Locate the lines where "components" occurs and copy them as they stand.

+++

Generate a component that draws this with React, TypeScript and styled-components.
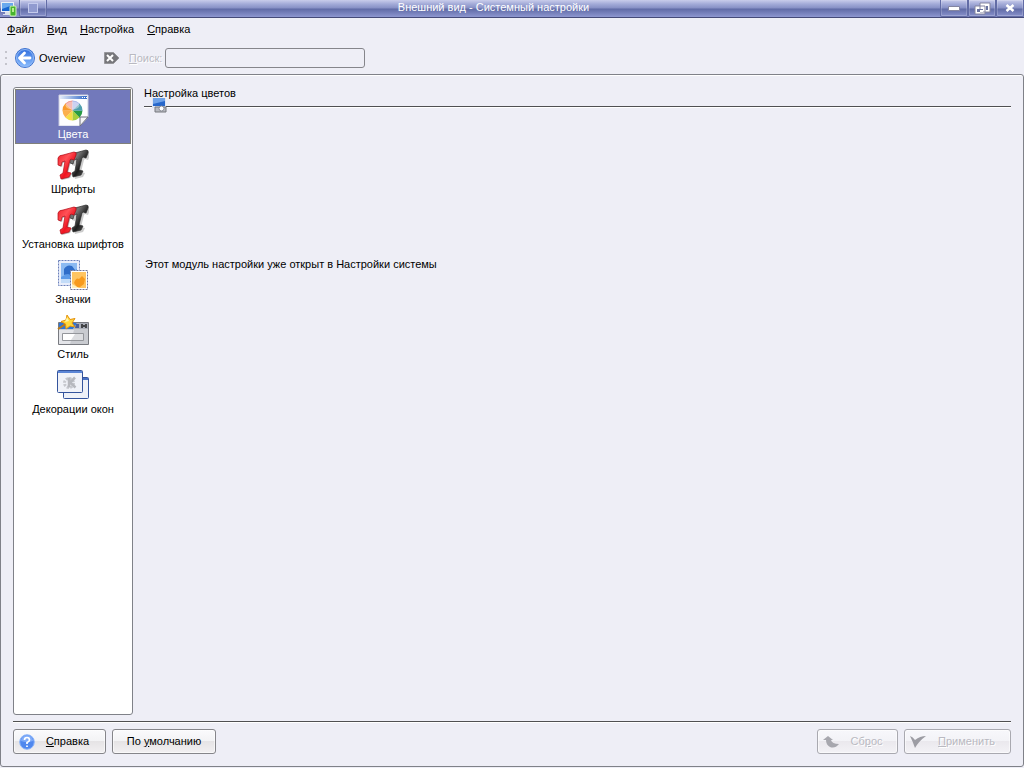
import React from "react";
import styled, { createGlobalStyle, css } from "styled-components";

const Global = createGlobalStyle`
  * { box-sizing: border-box; }
  body { margin: 0; background: #eeeef6; color: #000; }
  body, button, input { font-family: "Liberation Sans", Arial, sans-serif; font-size: 11px; line-height: 14px; }
  svg { display: block; flex: none; }
`;

const Window = styled.div`
  min-height: 100vh;
  display: flex;
  flex-direction: column;
  padding-bottom: 1px;
`;

const TitleBar = styled.header`
  display: flex;
  height: 18px;
  flex: none;
  background: linear-gradient(#c9cdeb 0, #a3abd8 4px, #8790c5 8px, #606ba6 9px, #7680bb 13px, #8e97d0 17px);
  border-bottom: 1px solid #454a78;
`;

const Title = styled.h1`
  flex: 1;
  margin: 0;
  text-align: center;
  font-size: 11px;
  font-weight: normal;
  line-height: 14px;
  color: #fff;
`;

const TitleButton = styled.button`
  width: 28px;
  height: 17px;
  padding: 0;
  display: flex;
  align-items: center;
  justify-content: center;
  background: transparent;
  border: 1px solid #626ca6;
  border-top: 0;
  border-radius: 0 0 2px 2px;
  box-shadow: inset 0 0 0 1px #ffffff30;
`;

const AppMark = styled.div`
  width: 19px;
`;

const MenuBar = styled.nav`
  display: flex;
  gap: 13px;
  padding: 4px 7px;
  height: 23px;
`;

const MenuLink = styled.a`
  color: #000;
  text-decoration: none;
`;

const Key = styled.span`
  text-decoration: underline;
  text-underline-offset: 1px;
`;

const ToolBar = styled.div`
  display: flex;
  align-items: center;
  height: 33px;
  padding: 0 4px;
`;

const ToolButton = styled.button`
  display: flex;
  align-items: center;
  gap: 3px;
  padding: 0;
  background: none;
  border: 0;
  color: #000;
`;

const Grip = styled.svg`
  margin-right: 6px;
`;

const ClearButton = styled(ToolButton)`
  margin: 0 9px 0 19px;
`;

const disabledText = css`
  color: #b9b9c1;
  text-shadow: 1px 1px #fff;
`;

const SearchLabel = styled.label`
  ${disabledText}
  margin-right: 3px;
`;

const SearchInput = styled.input`
  width: 200px;
  height: 20px;
  background: #eeeef6;
  border: 1px solid #85858b;
  border-radius: 3px;
  padding: 0 4px;
`;

const Frame = styled.div`
  flex: 1;
  display: flex;
  flex-direction: column;
  border: 1px solid #7f8188;
  border-radius: 3px;
  padding: 12px;
  box-shadow: inset 0 1px #fff;
`;

const Columns = styled.div`
  flex: 1;
  display: flex;
  gap: 11px;
`;

const Sidebar = styled.nav`
  width: 120px;
  flex: none;
  background: #fff;
  border: 1px solid #7f8188;
  border-radius: 3px;
  padding: 1px;
`;

const SideItem = styled.a<{ $active?: boolean }>`
  display: flex;
  flex-direction: column;
  align-items: center;
  gap: 1px;
  height: 55px;
  padding-top: 5px;
  white-space: nowrap;
  text-decoration: none;
  color: ${(p) => (p.$active ? "#fff" : "#000")};
  background: ${(p) => (p.$active ? "#7279bb" : "transparent")};
  outline: ${(p) => (p.$active ? "1px solid #80807a" : "none")};
  outline-offset: -1px;
`;

const Module = styled.main`
  flex: 1;
  min-width: 0;
`;

const ModuleHeading = styled.header`
  position: relative;
  height: 20px;
  border-bottom: 1px solid #505052;
  box-shadow: 0 1px #fff;
`;

const Heading = styled.h2`
  margin: 0;
  font-size: 11px;
  font-weight: normal;
  line-height: 12px;
`;

const HeadingIcon = styled.svg`
  position: absolute;
  left: 7px;
  top: 10px;
`;

const Message = styled.p`
  margin: 150px 1px 0;
`;

const Footer = styled.footer`
  display: flex;
  gap: 6px;
  margin-top: 6px;
  padding-top: 7px;
  border-top: 1px solid #505052;
  box-shadow: inset 0 1px #fff;
`;

const PushButton = styled.button<{ $width: number }>`
  display: flex;
  align-items: center;
  width: ${(p) => p.$width}px;
  height: 25px;
  padding: 0 5px;
  color: #000;
  background: linear-gradient(#fafafc 0, #f3f3f5 11px, #e5e3e5 11px, #f2f0f2 100%);
  border: 1px solid #85858a;
  border-radius: 3px;
  box-shadow: inset 0 0 0 1px #ffffff90;
  &:disabled {
    ${disabledText}
    border-color: #a9a9b0;
    background: linear-gradient(#f7f7fb 0, #f3f3f7 11px, #eae8ed 11px, #f3f2f6 100%);
  }
`;

const Caption = styled.span`
  flex: 1;
  text-align: center;
  padding-bottom: 2px;
`;

const Spacer = styled.div`
  flex: 1;
`;

function AppIcon() {
  return (
    <svg width="19" height="17" viewBox="0 0 19 17">
      <path d="M1 2h13v10H1z" fill="#e8edf5" />
      <path d="M2 3h11v8H2z" fill="#1765d1" />
      <path d="M2 3h11v2L2 9z" fill="#69a8ee" />
      <path d="M5 12h5v2h2v1H3v-1h2z" fill="#dbe0eb" />
      <rect x="10" y="6" width="6" height="10" rx="1" fill="#48b52e" stroke="#d7f5ba" />
      <path d="M12 8h2v4h-2z" fill="#b7eb92" />
    </svg>
  );
}

function BackIcon() {
  return (
    <svg width="22" height="22" viewBox="0 0 22 22">
      <defs>
        <linearGradient id="back" x1="0" y1="0" x2="0" y2="1">
          <stop stopColor="#2d6bdc" />
          <stop offset="1" stopColor="#8ec0ff" />
        </linearGradient>
      </defs>
      <circle cx="11" cy="11" r="9.5" fill="url(#back)" stroke="#4275cf" />
      <circle cx="11" cy="11" r="8.5" fill="none" stroke="#8fb8f7" />
      <path d="M10.500 6 5.500 11l5 5M6 11h10" fill="none" stroke="#fff" strokeWidth="2.800" strokeLinejoin="round" strokeLinecap="round" />
    </svg>
  );
}

function ClearIcon() {
  return (
    <svg width="16" height="14" viewBox="0 0 16 14">
      <path d="M.5 1.500h9l5.500 5.500-5.500 5.500h-9z" fill="#77777b" stroke="#96969a" />
      <path d="m3 4 6 6m0-6-6 6" stroke="#fff" strokeWidth="2" />
    </svg>
  );
}

function ColorsIcon() {
  const wheel = ["#279a45", "#a5cf3c", "#f6dc45", "#fbb04c", "#f99a2c", "#ef8f86", "#a9b4ea", "#4f9fae"];
  const rim = (deg: number) => {
    const a = (deg * Math.PI) / 180;
    return `${(15.5 + 10 * Math.cos(a)).toFixed(2)} ${(16.5 + 10 * Math.sin(a)).toFixed(2)}`;
  };
  return (
    <svg width="32" height="32" viewBox="0 0 32 32">
      <defs>
        <linearGradient id="bar">
          <stop stopColor="#e4ecfa" />
          <stop offset="1" stopColor="#2f66c6" />
        </linearGradient>
      </defs>
      <path d="M2 1h29v22l-8 9H2z" fill="#fdfdff" stroke="#c9cde0" />
      <path d="M3 2h27v3H3z" fill="url(#bar)" />
      <path d="M25 3.500h1m1 0h1m1 0h1" stroke="#fff" />
      {wheel.map((color, i) => (
        <path key={color} d={`M15.5 16.5L${rim(i * 45)}A10 10 0 0 1 ${rim(i * 45 + 46)}Z`} fill={color} />
      ))}
      <ellipse cx="15.500" cy="11.500" rx="7" ry="4" fill="#fff" opacity=".4" />
      <path d="M31 23h-8v9z" fill="#f5f5f7" stroke="#6d6f7c" />
    </svg>
  );
}

function FontsIcon() {
  const tee = "M1 6Q2 3 6 3L17 0Q20 0 19 3L17 8 14 7 13 8 10 20 14 21 12 25 4 27 3 23 6 21 8 9 5 10 4 14 1 13Z";
  return (
    <svg width="32" height="32" viewBox="0 0 32 32">
      <defs>
        <linearGradient id="red" x1="0" y1="0" x2="1" y2="1">
          <stop stopColor="#f02028" />
          <stop offset=".35" stopColor="#ff5258" />
          <stop offset=".6" stopColor="#f01420" />
          <stop offset="1" stopColor="#ff5a5a" />
        </linearGradient>
        <linearGradient id="dark" x1="0" y1="0" x2="1" y2="1">
          <stop stopColor="#333" />
          <stop offset=".3" stopColor="#777" />
          <stop offset=".6" stopColor="#1c1c1c" />
          <stop offset="1" stopColor="#777" />
        </linearGradient>
      </defs>
      <path d={tee} transform="translate(14 3)" fill="#999" opacity=".5" />
      <path d={tee} transform="translate(12 1)" fill="url(#dark)" stroke="#2c2c2c" strokeWidth=".7" />
      <path d={tee} transform="translate(1 4)" fill="#777" opacity=".5" />
      <path d={tee} transform="translate(0 3)" fill="url(#red)" stroke="#b00814" strokeWidth=".7" />
    </svg>
  );
}

function StampsIcon() {
  return (
    <svg width="32" height="32" viewBox="0 0 32 32">
      <rect x="1.500" y="1.500" width="21" height="25" fill="#e9eefb" stroke="#6b80ba" strokeDasharray="2 1" />
      <path d="M4 4h16v20H4z" fill="#5c9ae8" />
      <path d="M4 4h16v6L4 18z" fill="#8bbaf2" />
      <path d="M7 10q3-5 8-3l3 4-2 6-5-2-4 1z" fill="#2f6dc9" />
      <path d="M4 20h10v4H4z" fill="#c3dcf8" />
      <rect x="13.500" y="11.500" width="17" height="19" fill="#fff" stroke="#6f7597" strokeDasharray="2 1" />
      <path d="M15 13h14v16H15z" fill="#ffc562" />
      <path d="M17 24q2-6 5-4l3-3 3 3-1 5-4 3h-3z" fill="#f79a1d" />
      <path d="m15 25 7 4h-7z" fill="#ffefbd" />
    </svg>
  );
}

function StyleIcon() {
  return (
    <svg width="32" height="32" viewBox="0 0 32 32">
      <path d="M1.500 8.500h30v22h-30z" fill="#c9cbd0" stroke="#787a80" />
      <path d="M2 9h18l-4 6H2z" fill="#2c76d8" />
      <path d="M20 9h11v6H17z" fill="#aaaeb8" />
      <path d="M19 10h3v4h-4z" fill="#4c5f96" />
      <path d="M25 10v4m4-4v4m-3-2h2" stroke="#222" strokeWidth="1.500" />
      <path d="M2 16h15l-4 14H2z" fill="#e4e5e9" />
      <path d="M5.500 19.500h21v7h-21z" fill="#dcdde0" stroke="#94969b" />
      <path d="M6 20h12l-4 6H6z" fill="#fff" />
      <path d="m1 15 9-6" stroke="#bd7b16" strokeWidth="2" />
      <path d="m10 1 3 4.500 5-1-3 4.500 3 4-5-1-4 3-.500-5L4 7.500l5-1.500z" fill="#ffd83c" stroke="#e5920c" />
      <path d="m10 3 2 4-4 1z" fill="#fff4a5" />
    </svg>
  );
}

function DecorIcon() {
  return (
    <svg width="32" height="32" viewBox="0 0 32 32">
      <rect x="6.500" y="8.500" width="25" height="21" rx="1" fill="#eef1f8" stroke="#34549d" />
      <path d="M7 9h24v2H7z" fill="#4a72c4" />
      <rect x=".5" y="1.500" width="25" height="22" rx="1" fill="#f0f2f8" stroke="#34549d" />
      <path d="M1 2h24v2H1z" fill="#5c86d6" />
      <circle cx="12" cy="14" r="4.500" fill="none" stroke="#c6c8ce" strokeWidth="3" strokeDasharray="2.200 1.300" />
      <path d="M12 8.500v10M18 8.500l-5 5 5.500 5" fill="none" stroke="#b6b8be" strokeWidth="2.500" />
    </svg>
  );
}

function HelpIcon() {
  return (
    <svg width="16" height="16" viewBox="0 0 16 16">
      <circle cx="8" cy="8" r="7.300" fill="#4f87ee" stroke="#8eb6fa" />
      <path d="M2 7a6 6 0 0 1 12 0Q8 9 2 7" fill="#7fabf8" />
      <path d="M5.500 6q0-2.500 2.500-2.500T10.500 6Q10.500 7.500 8 8.500V10m0 1.500v1.500" fill="none" stroke="#fff" strokeWidth="1.700" />
    </svg>
  );
}

const sections = [
  { name: "Цвета", Icon: ColorsIcon },
  { name: "Шрифты", Icon: FontsIcon },
  { name: "Установка шрифтов", Icon: FontsIcon },
  { name: "Значки", Icon: StampsIcon },
  { name: "Стиль", Icon: StyleIcon },
  { name: "Декорации окон", Icon: DecorIcon },
];

const menus = ["Файл", "Вид", "Настройка", "Справка"];

export default function App() {
  return (
    <Window>
      <Global />
      <TitleBar>
        <AppMark><AppIcon /></AppMark>
        <TitleButton aria-label="Меню окна">
          <svg width="12" height="12"><rect x="1.500" y="1.500" width="9" height="9" fill="#919bd0" stroke="#c5cbed" /></svg>
        </TitleButton>
        <Title>Внешний вид - Системный настройки</Title>
        <TitleButton aria-label="Свернуть">
          <svg width="12" height="6"><path d="M.5 1.500h11v4H.5z" fill="#fff" stroke="#8485a0" /></svg>
        </TitleButton>
        <TitleButton aria-label="Восстановить">
          <svg width="17" height="13">
            <path d="M6 1h10v9H6zM1 4h10v8H1z" fill="#fff" stroke="#8485a0" />
            <path d="M12 4h2v4h-2zM3 7h6v3H3z" fill="#68729f" />
            <path d="M6 8h3v2H6z" fill="#fff" />
          </svg>
        </TitleButton>
        <TitleButton aria-label="Закрыть">
          <svg width="12" height="10"><path d="m2.500 2 7 6m0-6-7 6" stroke="#fff" strokeWidth="2.500" /></svg>
        </TitleButton>
      </TitleBar>
      <MenuBar>
        {menus.map((m) => (
          <MenuLink href="#" key={m}><Key>{m[0]}</Key>{m.slice(1)}</MenuLink>
        ))}
      </MenuBar>
      <ToolBar>
        <Grip width="4" height="16"><path d="M1 1h2v2H1zm0 6h2v2H1zm0 6h2v2H1z" fill="#c4c4cc" /></Grip>
        <ToolButton><BackIcon />Overview</ToolButton>
        <ClearButton aria-label="Очистить поиск"><ClearIcon /></ClearButton>
        <SearchLabel htmlFor="search"><Key>П</Key>оиск:</SearchLabel>
        <SearchInput id="search" disabled />
      </ToolBar>
      <Frame>
        <Columns>
          <Sidebar>
            {sections.map(({ name, Icon }, i) => (
              <SideItem href="#" key={name} $active={i === 0}><Icon />{name}</SideItem>
            ))}
          </Sidebar>
          <Module>
            <ModuleHeading>
              <Heading>Настройка цветов</Heading>
              <HeadingIcon width="17" height="17" viewBox="0 0 17 17">
                <path d="M1 1h14v10H1z" fill="#dfe5f2" />
                <path d="M2 1h12v8H2z" fill="#2767cb" />
                <path d="M2 1h12v3L2 7z" fill="#6fa2e8" />
                <path d="M4 10h11v5H4z" fill="#b7b9c0" stroke="#76787e" />
                <circle cx="10.500" cy="11.500" r="2.500" fill="#fff" stroke="#888b96" />
              </HeadingIcon>
            </ModuleHeading>
            <Message>Этот модуль настройки уже открыт в Настройки системы</Message>
          </Module>
        </Columns>
        <Footer>
          <PushButton $width={93}><HelpIcon /><Caption><Key>С</Key>правка</Caption></PushButton>
          <PushButton $width={104}><Caption>По <Key>у</Key>молчанию</Caption></PushButton>
          <Spacer />
          <PushButton $width={81} disabled>
            <svg width="18" height="16" viewBox="0 0 18 16"><path d="m0 6 5-4 5 4H8q1 4 8 4-4 5-9 3-4-2-4-7z" fill="#a7a7ae" /></svg>
            <Caption>Сб<Key>р</Key>ос</Caption>
          </PushButton>
          <PushButton $width={107} disabled>
            <svg width="18" height="16" viewBox="0 0 18 16"><path d="M0 2q3 1 5 4 5-4 11-4Q9 7 5 14 3 8 0 2" fill="#9c9ca3" /></svg>
            <Caption><Key>П</Key>рименить</Caption>
          </PushButton>
        </Footer>
      </Frame>
    </Window>
  );
}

+++

RESULT |
Generate a component that draws this with React, TypeScript and styled-components.
import styled, { createGlobalStyle, css } from "styled-components";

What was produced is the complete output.